Le ralliement des lycéennes au mouvement de contestation en Iran et leur courage dans la défiance d’un régime ultraconservateur ayant fait régner la terreur pendant quarante-trois ans ont pris de court les autorités du pays. Et surpris le monde par sa rareté et sa puissance.

Dans un article sur ces adolescentes désormais leadeuses du mouvement de contestation, The Guardian relate la peur, les hésitations et le courage d’une nouvelle génération déterminée à en découdre avec un pouvoir qui les a privées de toute liberté, et qui fait taire et assassiner les voix dissidentes.

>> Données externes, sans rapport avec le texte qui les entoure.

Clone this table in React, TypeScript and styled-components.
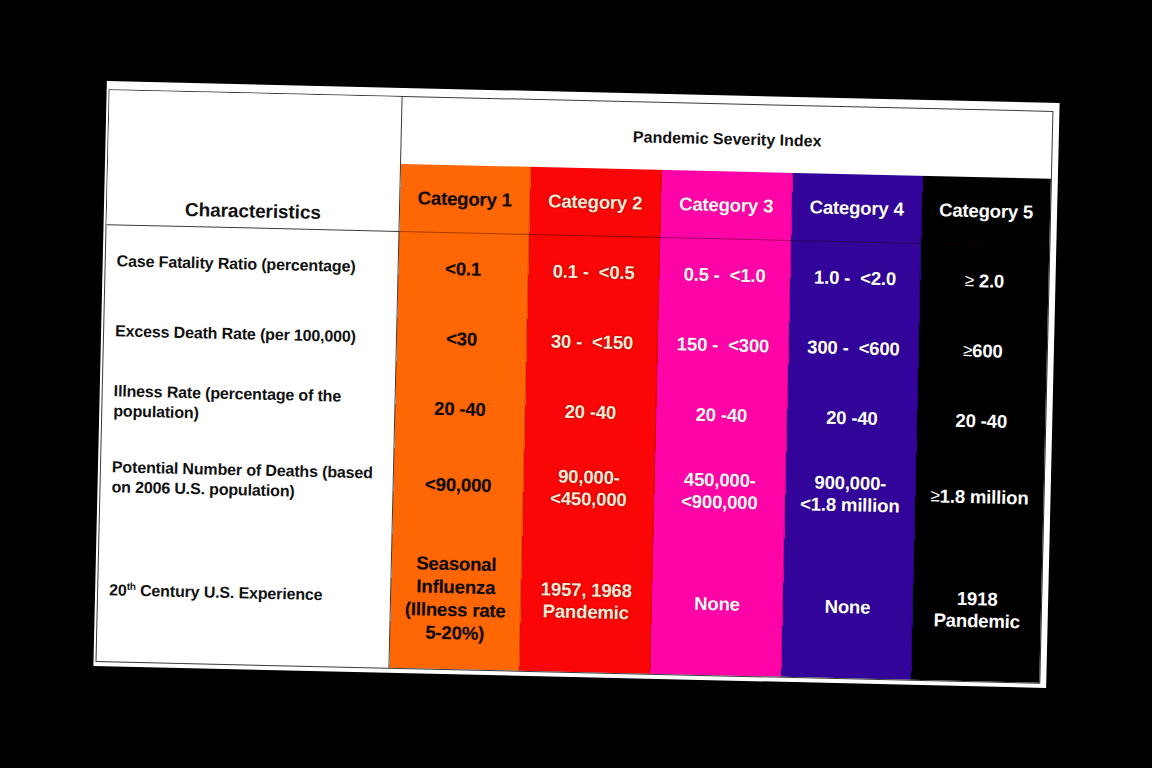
import React from "react";
import styled, { createGlobalStyle } from "styled-components";

const GlobalStyle = createGlobalStyle`
  html, body {
    margin: 0;
    padding: 0;
    background: #000;
  }
  body {
    font-family: "Liberation Sans", Arial, sans-serif;
  }
  * { box-sizing: border-box; }
`;

type Tone = 1 | 2 | 3 | 4 | 5;

const tones: Record<Tone, { bg: string; fg: string; shadow: string }> = {
  1: { bg: "#ff6604", fg: "#0b0b0b", shadow: "0 0 1px rgba(120,40,0,0.35)" },
  2: { bg: "#fb0606", fg: "#fbe9d6", shadow: "0 0 1px #7a0000, 0 0 2px rgba(90,0,0,0.5)" },
  3: { bg: "#ff05a8", fg: "#fff6fb", shadow: "0 0 1px rgba(80,0,40,0.6)" },
  4: { bg: "#32049a", fg: "#ffffff", shadow: "0 0 1px rgba(0,0,0,0.5)" },
  5: { bg: "#000000", fg: "#ffffff", shadow: "none" },
};

const LABEL_W = 293;
const COL_W = [130, 131, 131, 130, 129];
const TITLE_H = 67;

/* Continuous colour bands for the five category columns, painted once on the
   table so that rows don't leave seams between cells. */
const bandGradient = (() => {
  const stops: string[] = [`#fff 0 ${LABEL_W}px`];
  let x = LABEL_W;
  COL_W.forEach((w, i) => {
    const c = tones[(i + 1) as Tone].bg;
    stops.push(`${c} ${x}px ${x + w}px`);
    x += w;
  });
  return `linear-gradient(to right, ${stops.join(", ")})`;
})();

const Stage = styled.div`
  width: 100vw;
  height: 100vh;
  display: flex;
  align-items: center;
  justify-content: center;
  overflow: hidden;
`;

const Card = styled.div`
  width: 953px;
  height: 585px;
  flex: none;
  background: #fff;
  padding: 8px 6px 4px 2px;
  transform: rotate(1.32deg);
`;

const Table = styled.div`
  height: 100%;
  display: grid;
  grid-template-columns: ${LABEL_W}px ${COL_W.map((w) => `${w}px`).join(" ")};
  grid-template-rows: ${TITLE_H}px 68px 71px 70px 70px 82px 143px;
  border: 1px solid #3a3a3a;
  font-weight: 700;
  background: ${bandGradient} 0 ${TITLE_H}px / 100% calc(100% - ${TITLE_H}px) no-repeat, #fff;
`;

const CornerCell = styled.div`
  grid-row: 1 / span 2;
  grid-column: 1;
  display: flex;
  align-items: flex-end;
  justify-content: center;
  padding-bottom: 5px;
  background: #fff;
  border-right: 1px solid #3a3a3a;
  border-bottom: 1px solid #3a3a3a;
  font-size: 19px;
  color: #111;
  letter-spacing: -0.1px;
`;

const TitleCell = styled.div`
  grid-row: 1;
  grid-column: 2 / span 5;
  display: flex;
  align-items: center;
  justify-content: center;
  font-size: 16px;
  color: #111;
  padding-top: 2px;
`;

const CategoryHeader = styled.div<{ $tone: Tone }>`
  grid-row: 2;
  display: flex;
  align-items: center;
  justify-content: center;
  font-size: 18.6px;
  letter-spacing: -0.2px;
  color: ${(p) => tones[p.$tone].fg};
  text-shadow: ${(p) => tones[p.$tone].shadow};
  border-bottom: 1px solid rgba(40, 0, 0, 0.4);
  border-right: 1px solid rgba(0, 0, 0, 0.22);
`;

const LabelCell = styled.div`
  grid-column: 1;
  display: flex;
  align-items: center;
  padding-left: 11px;
  border-right: 1px solid #3a3a3a;
  font-size: 16px;
  line-height: 20px;
  color: #111;
  letter-spacing: -0.15px;

  sup {
    font-size: 10px;
    line-height: 0;
    vertical-align: 6px;
  }
`;

const ValueCell = styled.div<{ $tone: Tone }>`
  display: flex;
  align-items: center;
  justify-content: center;
  text-align: center;
  font-size: 18.6px;
  line-height: 22px;
  letter-spacing: -0.2px;
  white-space: pre;
  color: ${(p) => tones[p.$tone].fg};
  text-shadow: ${(p) => tones[p.$tone].shadow};
  border-right: 1px solid rgba(0, 0, 0, 0.22);
`;

const Geq = styled.span`
  font-weight: 400;
  font-size: 17px;
`;

const Stack = styled.div<{ $lh?: number }>`
  line-height: ${(p) => p.$lh ?? 22}px;
`;

type Row = { label: React.ReactNode; values: React.ReactNode[] };

const rows: Row[] = [
  {
    label: "Case Fatality Ratio (percentage)",
    values: [
      "<0.1",
      "0.1 -  <0.5",
      "0.5 -  <1.0",
      "1.0 -  <2.0",
      <>
        <Geq>≥</Geq> 2.0
      </>,
    ],
  },
  {
    label: "Excess Death Rate (per 100,000)",
    values: [
      "<30",
      "30 -  <150",
      "150 -  <300",
      "300 -  <600",
      <>
        <Geq>≥</Geq>600
      </>,
    ],
  },
  {
    label: (
      <div>
        Illness Rate (percentage of the
        <br />
        population)
      </div>
    ),
    values: ["20 -40", "20 -40", "20 -40", "20 -40", "20 -40"],
  },
  {
    label: (
      <div>
        Potential Number of Deaths (based
        <br />
        on 2006 U.S. population)
      </div>
    ),
    values: [
      "<90,000",
      <Stack>
        90,000-
        <br />
        {"<450,000"}
      </Stack>,
      <Stack>
        450,000-
        <br />
        {"<900,000"}
      </Stack>,
      <Stack>
        900,000-
        <br />
        {"<1.8 million"}
      </Stack>,
      <>
        <Geq>≥</Geq>1.8 million
      </>,
    ],
  },
  {
    label: (
      <div>
        20<sup>th</sup> Century U.S. Experience
      </div>
    ),
    values: [
      <Stack $lh={23}>
        Seasonal
        <br />
        Influenza
        <br />
        (Illness rate
        <br />
        5-20%)
      </Stack>,
      <Stack>
        1957, 1968
        <br />
        Pandemic
      </Stack>,
      "None",
      "None",
      <Stack>
        1918
        <br />
        Pandemic
      </Stack>,
    ],
  },
];

const categories: Tone[] = [1, 2, 3, 4, 5];

export default function App() {
  return (
    <>
      <GlobalStyle />
      <Stage>
        <Card>
          <Table>
            <CornerCell>Characteristics</CornerCell>
            <TitleCell>Pandemic Severity Index</TitleCell>
            {categories.map((c) => (
              <CategoryHeader key={c} $tone={c}>
                Category {c}
              </CategoryHeader>
            ))}
            {rows.map((row, i) => (
              <React.Fragment key={i}>
                <LabelCell>{row.label}</LabelCell>
                {row.values.map((v, j) => (
                  <ValueCell key={j} $tone={categories[j]}>
                    {v}
                  </ValueCell>
                ))}
              </React.Fragment>
            ))}
          </Table>
        </Card>
      </Stage>
    </>
  );
}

Dans une vidéo diffusée sur les réseaux sociaux et relayée par la BBC, on voit ainsi des écolières tête nue crier “liberté, liberté, liberté” dans la ville de Sanandadj, dans le nord-ouest du pays, alors qu’un homme crie “mort au dictateur”.

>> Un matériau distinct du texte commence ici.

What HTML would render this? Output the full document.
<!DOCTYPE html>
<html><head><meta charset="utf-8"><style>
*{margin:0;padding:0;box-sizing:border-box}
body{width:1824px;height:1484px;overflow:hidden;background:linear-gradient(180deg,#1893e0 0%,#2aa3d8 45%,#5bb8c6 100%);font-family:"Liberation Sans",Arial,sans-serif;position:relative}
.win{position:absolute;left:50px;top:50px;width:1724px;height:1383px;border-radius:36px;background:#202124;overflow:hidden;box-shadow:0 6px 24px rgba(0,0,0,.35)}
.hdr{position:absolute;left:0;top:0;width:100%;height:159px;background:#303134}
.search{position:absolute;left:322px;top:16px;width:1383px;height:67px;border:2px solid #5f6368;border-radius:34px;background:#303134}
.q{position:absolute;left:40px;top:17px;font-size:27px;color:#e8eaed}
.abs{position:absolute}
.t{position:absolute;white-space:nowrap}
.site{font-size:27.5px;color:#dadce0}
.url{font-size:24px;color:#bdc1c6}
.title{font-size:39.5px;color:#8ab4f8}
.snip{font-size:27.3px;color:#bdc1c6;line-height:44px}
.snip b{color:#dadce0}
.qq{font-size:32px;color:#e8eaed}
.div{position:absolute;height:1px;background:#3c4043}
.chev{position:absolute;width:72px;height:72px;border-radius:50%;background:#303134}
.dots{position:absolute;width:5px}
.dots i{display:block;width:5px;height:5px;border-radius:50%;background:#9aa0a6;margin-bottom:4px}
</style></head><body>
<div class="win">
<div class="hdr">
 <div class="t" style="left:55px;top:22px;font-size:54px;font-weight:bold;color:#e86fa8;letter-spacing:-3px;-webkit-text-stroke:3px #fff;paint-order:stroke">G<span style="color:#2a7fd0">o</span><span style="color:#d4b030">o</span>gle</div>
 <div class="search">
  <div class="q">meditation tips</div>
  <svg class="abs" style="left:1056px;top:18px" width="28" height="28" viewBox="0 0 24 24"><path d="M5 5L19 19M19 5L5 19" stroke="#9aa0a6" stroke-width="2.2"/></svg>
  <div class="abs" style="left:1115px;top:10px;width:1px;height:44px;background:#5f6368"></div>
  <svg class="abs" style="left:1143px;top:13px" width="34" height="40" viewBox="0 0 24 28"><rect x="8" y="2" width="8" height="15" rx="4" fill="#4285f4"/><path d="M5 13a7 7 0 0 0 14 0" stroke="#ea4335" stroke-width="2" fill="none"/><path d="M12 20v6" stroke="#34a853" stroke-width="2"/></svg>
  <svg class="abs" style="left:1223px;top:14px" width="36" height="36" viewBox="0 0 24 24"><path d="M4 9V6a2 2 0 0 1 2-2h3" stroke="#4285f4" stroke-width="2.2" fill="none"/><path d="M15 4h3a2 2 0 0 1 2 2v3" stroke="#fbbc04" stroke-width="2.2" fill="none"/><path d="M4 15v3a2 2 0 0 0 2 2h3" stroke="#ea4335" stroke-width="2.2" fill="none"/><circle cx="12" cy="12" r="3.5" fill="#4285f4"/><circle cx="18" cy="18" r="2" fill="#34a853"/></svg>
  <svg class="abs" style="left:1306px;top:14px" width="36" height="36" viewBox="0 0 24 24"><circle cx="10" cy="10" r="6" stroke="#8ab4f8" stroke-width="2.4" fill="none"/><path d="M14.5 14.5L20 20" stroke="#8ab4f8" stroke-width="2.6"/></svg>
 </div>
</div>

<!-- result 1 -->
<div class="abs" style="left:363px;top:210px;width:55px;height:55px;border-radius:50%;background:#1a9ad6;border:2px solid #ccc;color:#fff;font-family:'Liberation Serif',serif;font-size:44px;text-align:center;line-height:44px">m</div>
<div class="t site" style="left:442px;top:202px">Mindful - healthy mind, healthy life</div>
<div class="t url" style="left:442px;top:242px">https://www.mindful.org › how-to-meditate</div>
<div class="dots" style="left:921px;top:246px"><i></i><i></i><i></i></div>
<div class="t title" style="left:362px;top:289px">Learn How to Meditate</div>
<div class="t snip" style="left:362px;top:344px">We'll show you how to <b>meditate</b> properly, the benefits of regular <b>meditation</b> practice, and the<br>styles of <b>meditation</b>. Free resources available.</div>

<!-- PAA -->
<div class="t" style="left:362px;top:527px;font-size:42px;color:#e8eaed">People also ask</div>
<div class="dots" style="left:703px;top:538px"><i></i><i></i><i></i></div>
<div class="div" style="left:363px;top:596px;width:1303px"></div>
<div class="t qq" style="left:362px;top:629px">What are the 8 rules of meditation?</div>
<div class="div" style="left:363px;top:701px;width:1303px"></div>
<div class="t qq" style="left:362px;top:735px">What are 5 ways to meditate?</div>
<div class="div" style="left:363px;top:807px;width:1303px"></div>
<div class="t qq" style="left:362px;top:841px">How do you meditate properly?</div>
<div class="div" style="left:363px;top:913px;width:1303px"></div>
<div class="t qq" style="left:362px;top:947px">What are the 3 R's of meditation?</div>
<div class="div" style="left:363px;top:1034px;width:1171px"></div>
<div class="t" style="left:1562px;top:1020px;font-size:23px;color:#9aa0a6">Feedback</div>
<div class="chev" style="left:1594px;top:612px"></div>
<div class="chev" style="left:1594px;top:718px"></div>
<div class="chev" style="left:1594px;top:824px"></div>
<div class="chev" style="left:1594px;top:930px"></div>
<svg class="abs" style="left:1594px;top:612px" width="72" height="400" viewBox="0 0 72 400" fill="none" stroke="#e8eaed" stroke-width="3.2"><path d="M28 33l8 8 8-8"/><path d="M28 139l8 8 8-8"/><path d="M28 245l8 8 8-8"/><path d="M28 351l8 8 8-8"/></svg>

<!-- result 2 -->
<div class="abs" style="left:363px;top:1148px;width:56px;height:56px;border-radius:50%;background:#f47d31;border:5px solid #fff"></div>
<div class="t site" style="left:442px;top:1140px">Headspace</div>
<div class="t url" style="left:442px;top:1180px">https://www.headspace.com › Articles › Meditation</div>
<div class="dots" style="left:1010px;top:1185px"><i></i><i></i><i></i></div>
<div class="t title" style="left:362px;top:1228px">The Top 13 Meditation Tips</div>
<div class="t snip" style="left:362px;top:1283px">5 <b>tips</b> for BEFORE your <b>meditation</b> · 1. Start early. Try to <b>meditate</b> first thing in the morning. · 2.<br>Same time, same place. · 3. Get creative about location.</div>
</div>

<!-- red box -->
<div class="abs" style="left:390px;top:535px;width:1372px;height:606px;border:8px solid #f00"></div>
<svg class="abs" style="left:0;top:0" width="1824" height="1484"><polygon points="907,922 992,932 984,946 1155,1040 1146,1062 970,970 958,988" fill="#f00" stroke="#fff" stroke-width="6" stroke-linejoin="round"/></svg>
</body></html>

Le Guardian explique comment la mort de Nika Shakarami, une écolière de 16 ans qui aurait été torturée et tuée par les autorités – a constitué un “tournant” pour ces adolescentes qui manifestent sans répit depuis une semaine.

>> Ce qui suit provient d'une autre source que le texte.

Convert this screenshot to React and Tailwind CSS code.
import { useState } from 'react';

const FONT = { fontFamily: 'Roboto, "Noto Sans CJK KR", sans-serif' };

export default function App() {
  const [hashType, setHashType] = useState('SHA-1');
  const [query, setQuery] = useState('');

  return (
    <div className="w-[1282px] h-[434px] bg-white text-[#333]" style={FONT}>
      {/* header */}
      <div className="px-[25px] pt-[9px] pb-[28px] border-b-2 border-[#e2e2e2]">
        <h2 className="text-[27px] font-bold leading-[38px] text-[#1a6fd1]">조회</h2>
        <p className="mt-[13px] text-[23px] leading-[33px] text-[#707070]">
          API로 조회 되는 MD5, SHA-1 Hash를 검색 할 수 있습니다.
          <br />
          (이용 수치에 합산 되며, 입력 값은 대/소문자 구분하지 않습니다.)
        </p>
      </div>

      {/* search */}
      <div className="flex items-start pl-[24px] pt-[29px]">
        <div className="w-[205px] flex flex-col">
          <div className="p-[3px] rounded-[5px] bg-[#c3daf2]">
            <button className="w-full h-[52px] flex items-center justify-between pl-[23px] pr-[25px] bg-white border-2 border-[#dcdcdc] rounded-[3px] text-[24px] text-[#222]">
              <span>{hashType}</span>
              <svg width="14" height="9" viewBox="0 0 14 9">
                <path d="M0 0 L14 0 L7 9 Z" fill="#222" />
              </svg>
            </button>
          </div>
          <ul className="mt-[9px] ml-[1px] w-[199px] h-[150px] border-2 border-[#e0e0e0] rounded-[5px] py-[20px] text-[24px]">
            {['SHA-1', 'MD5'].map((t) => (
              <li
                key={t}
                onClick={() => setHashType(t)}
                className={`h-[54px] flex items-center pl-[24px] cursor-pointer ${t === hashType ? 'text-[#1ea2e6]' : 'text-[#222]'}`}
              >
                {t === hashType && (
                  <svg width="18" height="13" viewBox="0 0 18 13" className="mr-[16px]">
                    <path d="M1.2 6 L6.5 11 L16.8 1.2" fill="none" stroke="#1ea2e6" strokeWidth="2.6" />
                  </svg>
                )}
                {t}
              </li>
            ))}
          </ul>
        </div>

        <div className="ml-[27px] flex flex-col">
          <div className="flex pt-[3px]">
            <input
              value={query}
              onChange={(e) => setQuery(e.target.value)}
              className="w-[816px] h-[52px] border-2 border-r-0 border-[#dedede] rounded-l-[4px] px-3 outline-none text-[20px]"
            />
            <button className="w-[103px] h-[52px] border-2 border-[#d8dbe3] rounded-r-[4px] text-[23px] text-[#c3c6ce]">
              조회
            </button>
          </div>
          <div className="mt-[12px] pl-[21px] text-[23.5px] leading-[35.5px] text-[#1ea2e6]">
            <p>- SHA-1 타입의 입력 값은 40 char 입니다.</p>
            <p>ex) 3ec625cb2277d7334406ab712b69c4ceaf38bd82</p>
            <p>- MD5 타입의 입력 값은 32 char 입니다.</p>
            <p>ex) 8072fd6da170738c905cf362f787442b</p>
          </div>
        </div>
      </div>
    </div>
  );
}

Le lendemain de l’annonce de sa mort, Elnaz, une lycéenne 16 ans proche de Nika, est arrivée à l’école pour trouver un petit groupe d’amies réunies dans la cour, tête nue et criant : “Mort au dictateur” :

“J’étais en larmes quand je les ai vues. […] J’avais l’impression de trahir la mémoire de Nika en ne faisant pas plus pour exprimer ma colère. Alors j’ai ôté mon foulard et je les ai rejointes.”

Depuis, Elnaz participe à tous les rassemblements, sit-in et manifestations :

“Nous voulons que les religieux foutent le camp. Nos mères n’avaient pas Internet pour dire au monde ce qu’elles ont subi, mais nous si. Je suis ici pour Nika et pour toutes les autres sœurs iraniennes qui ont perdu la vie.”

“Je n’ai pas peur”

La mort d’une autre adolescente, Sarina Esmailzadeh, âgée de 16 ans – qui aurait également été tuée par les autorités – a d’autant plus exacerbé la colère des lycéennes et galvanisé leur mouvement, explique The Guardian.

“Elle était exactement comme Nika – intrépide, déterminée, et voulait que nous rejoignions le combat pour Mahsa”, témoigne Naznin, une adolescente de 16 ans vivant dans la ville de Rasht, dans le nord-ouest de l’Iran.

Le CHRI, basé à New York, a partagé sur Twitter une vidéo montrant Sarina Esmailzadeh dans une vidéo publiée en mai 2022, où elle expliquait regretter “être née en Iran”.

Chaque jour, des vidéos montrant des élèves à travers le pays agitant leur foulard en l’air et criant des slogans provocateurs sont devenues virales. “De nombreux Iraniens ont été surpris de voir les écolières émerger comme une force motrice de la contestation”, souligne The Guardian.

La semaine dernière, les images et vidéos d’un groupe d’écolières faisant un doigt d’honneur au portrait du chef suprême de l’Iran, l’ayatollah Ali Khamenei, dans leur classe d’école à Karadj, à une trentaine de kilomètres de Téhéran, avaient fait le tour des réseaux sociaux. Des images diffusées notamment par The Telegraph au Royaume-Uni.

Pour Naznin, le mur de la peur est désormais tombé. Et il n’y aura point de retour en arrière, assure-t-elle. “Beaucoup de sang a été versé […] Je n’ai pas peur parce que je n’ai rien à perdre. Si je ne rejoins pas les manifestations […] nous mourrons de toute façon toutes comme Mahsa.”